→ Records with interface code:
begin
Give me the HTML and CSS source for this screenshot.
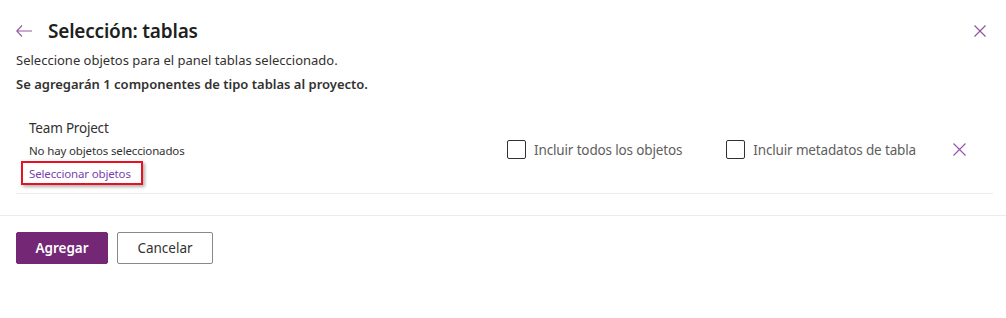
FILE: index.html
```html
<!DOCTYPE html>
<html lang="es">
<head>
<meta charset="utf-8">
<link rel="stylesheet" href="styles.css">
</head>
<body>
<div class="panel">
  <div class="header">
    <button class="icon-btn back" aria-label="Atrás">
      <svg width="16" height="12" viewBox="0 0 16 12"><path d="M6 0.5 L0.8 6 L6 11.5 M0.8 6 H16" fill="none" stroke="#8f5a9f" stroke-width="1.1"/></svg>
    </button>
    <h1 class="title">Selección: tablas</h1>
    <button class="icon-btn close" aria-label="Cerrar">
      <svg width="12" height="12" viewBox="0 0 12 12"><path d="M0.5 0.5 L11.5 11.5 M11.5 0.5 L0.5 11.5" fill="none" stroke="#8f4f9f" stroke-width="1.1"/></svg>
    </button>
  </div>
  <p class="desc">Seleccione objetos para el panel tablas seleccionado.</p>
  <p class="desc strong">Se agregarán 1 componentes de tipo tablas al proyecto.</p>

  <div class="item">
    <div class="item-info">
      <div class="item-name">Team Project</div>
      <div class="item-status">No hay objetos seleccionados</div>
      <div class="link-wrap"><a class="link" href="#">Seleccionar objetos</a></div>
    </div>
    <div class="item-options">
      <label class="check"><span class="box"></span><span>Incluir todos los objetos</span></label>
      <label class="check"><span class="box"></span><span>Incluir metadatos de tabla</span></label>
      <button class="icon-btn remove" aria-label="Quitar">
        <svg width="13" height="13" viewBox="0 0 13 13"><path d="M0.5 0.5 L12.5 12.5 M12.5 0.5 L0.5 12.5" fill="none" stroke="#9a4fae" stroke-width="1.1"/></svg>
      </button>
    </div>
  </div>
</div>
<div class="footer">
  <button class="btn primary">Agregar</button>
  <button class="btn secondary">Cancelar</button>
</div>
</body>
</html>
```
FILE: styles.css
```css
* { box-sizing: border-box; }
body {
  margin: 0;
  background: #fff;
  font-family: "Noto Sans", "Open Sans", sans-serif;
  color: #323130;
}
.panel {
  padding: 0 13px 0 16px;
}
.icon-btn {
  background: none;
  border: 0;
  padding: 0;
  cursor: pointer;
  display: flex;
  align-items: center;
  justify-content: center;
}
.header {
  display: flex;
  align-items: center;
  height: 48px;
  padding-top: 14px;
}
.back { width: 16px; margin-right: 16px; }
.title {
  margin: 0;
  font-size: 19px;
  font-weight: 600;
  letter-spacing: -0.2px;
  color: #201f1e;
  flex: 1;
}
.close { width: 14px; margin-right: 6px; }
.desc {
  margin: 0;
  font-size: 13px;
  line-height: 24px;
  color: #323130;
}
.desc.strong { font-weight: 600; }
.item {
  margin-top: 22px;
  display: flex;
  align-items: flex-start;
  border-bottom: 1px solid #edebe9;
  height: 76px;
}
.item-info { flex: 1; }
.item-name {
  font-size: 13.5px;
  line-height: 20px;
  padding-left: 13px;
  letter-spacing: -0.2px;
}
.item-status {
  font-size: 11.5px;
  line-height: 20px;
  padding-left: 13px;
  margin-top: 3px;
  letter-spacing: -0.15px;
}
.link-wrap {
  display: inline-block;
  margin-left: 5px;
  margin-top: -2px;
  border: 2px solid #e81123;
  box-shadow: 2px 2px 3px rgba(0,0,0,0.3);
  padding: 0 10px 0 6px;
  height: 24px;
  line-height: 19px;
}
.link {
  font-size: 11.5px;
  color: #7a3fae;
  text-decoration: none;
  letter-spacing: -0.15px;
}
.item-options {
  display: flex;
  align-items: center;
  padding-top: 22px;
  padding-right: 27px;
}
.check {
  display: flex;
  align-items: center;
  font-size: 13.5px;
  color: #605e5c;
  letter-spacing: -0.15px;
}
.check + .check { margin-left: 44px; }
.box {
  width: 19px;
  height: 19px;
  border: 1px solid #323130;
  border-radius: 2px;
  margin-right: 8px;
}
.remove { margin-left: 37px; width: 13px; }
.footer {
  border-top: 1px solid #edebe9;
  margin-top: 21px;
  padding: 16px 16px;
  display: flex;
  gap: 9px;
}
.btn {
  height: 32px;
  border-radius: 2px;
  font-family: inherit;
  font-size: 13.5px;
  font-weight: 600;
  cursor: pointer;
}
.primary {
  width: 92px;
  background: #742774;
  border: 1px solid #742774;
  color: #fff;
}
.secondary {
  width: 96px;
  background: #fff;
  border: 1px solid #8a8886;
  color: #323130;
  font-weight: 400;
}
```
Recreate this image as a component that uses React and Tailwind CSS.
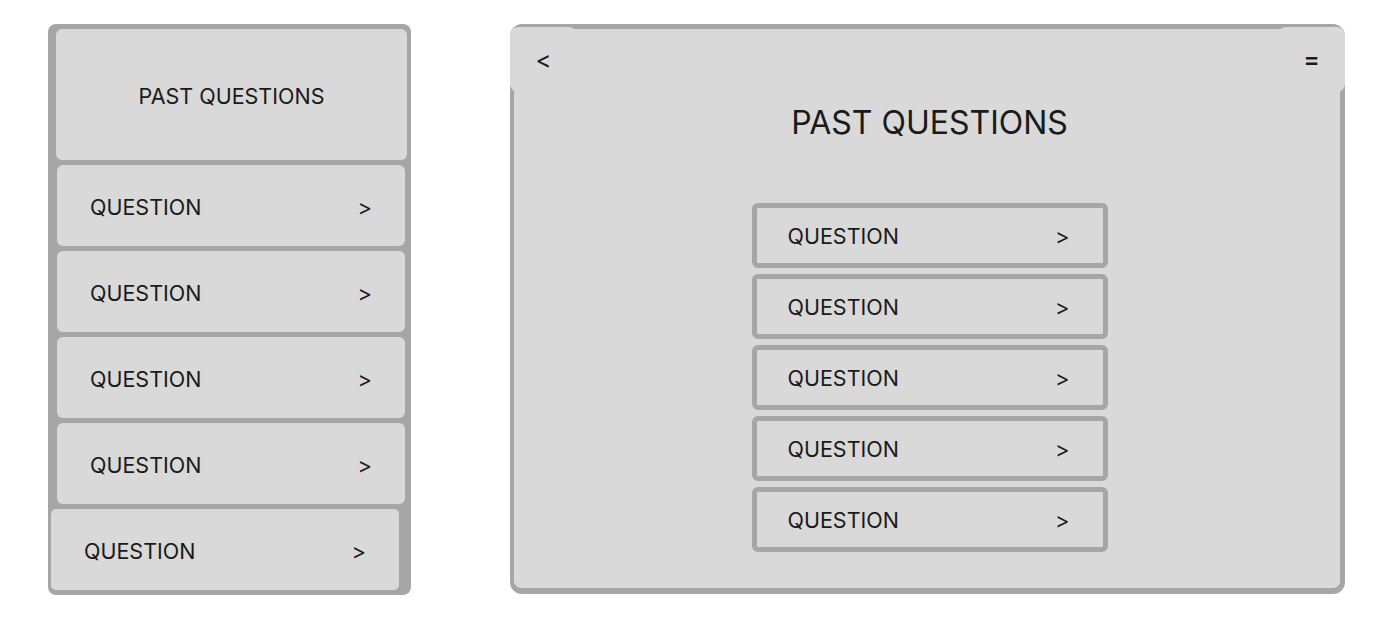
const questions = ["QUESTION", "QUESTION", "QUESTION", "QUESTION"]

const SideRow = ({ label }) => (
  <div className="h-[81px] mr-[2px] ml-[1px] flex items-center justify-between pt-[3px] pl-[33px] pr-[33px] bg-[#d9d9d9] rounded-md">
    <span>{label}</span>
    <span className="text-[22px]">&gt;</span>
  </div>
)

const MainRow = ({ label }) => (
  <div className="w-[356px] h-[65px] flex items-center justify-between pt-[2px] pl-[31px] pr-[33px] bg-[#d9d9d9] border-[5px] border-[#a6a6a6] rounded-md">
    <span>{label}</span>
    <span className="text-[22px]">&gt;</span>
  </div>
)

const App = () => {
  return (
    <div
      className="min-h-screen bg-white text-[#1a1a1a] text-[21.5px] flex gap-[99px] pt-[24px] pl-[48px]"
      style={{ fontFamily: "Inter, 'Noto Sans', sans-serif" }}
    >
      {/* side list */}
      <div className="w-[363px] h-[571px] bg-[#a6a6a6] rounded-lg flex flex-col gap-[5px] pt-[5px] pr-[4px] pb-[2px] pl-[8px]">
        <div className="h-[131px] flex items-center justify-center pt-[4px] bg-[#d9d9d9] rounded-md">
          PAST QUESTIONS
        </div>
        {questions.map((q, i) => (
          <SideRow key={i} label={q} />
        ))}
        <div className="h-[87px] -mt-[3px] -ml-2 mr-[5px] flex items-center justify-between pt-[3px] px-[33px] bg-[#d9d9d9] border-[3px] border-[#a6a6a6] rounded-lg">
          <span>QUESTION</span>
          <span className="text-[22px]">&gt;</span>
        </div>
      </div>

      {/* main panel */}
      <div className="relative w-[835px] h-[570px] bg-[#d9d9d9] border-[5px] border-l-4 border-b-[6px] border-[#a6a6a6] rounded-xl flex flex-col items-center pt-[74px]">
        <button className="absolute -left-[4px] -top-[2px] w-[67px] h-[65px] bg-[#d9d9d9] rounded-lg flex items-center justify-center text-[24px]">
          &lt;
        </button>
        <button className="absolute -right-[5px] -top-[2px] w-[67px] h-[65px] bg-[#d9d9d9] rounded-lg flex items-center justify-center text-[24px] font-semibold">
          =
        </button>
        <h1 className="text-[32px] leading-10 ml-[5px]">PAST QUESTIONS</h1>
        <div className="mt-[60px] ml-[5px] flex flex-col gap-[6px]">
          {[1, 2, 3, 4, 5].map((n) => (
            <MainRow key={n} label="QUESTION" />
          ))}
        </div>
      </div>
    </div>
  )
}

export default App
end
Copy out every line from the data above that has "this" in it.

→ PROBLEM SOLUTION:
Give me the HTML and CSS source for this screenshot.
Recreate this image as a component that uses React and Tailwind CSS.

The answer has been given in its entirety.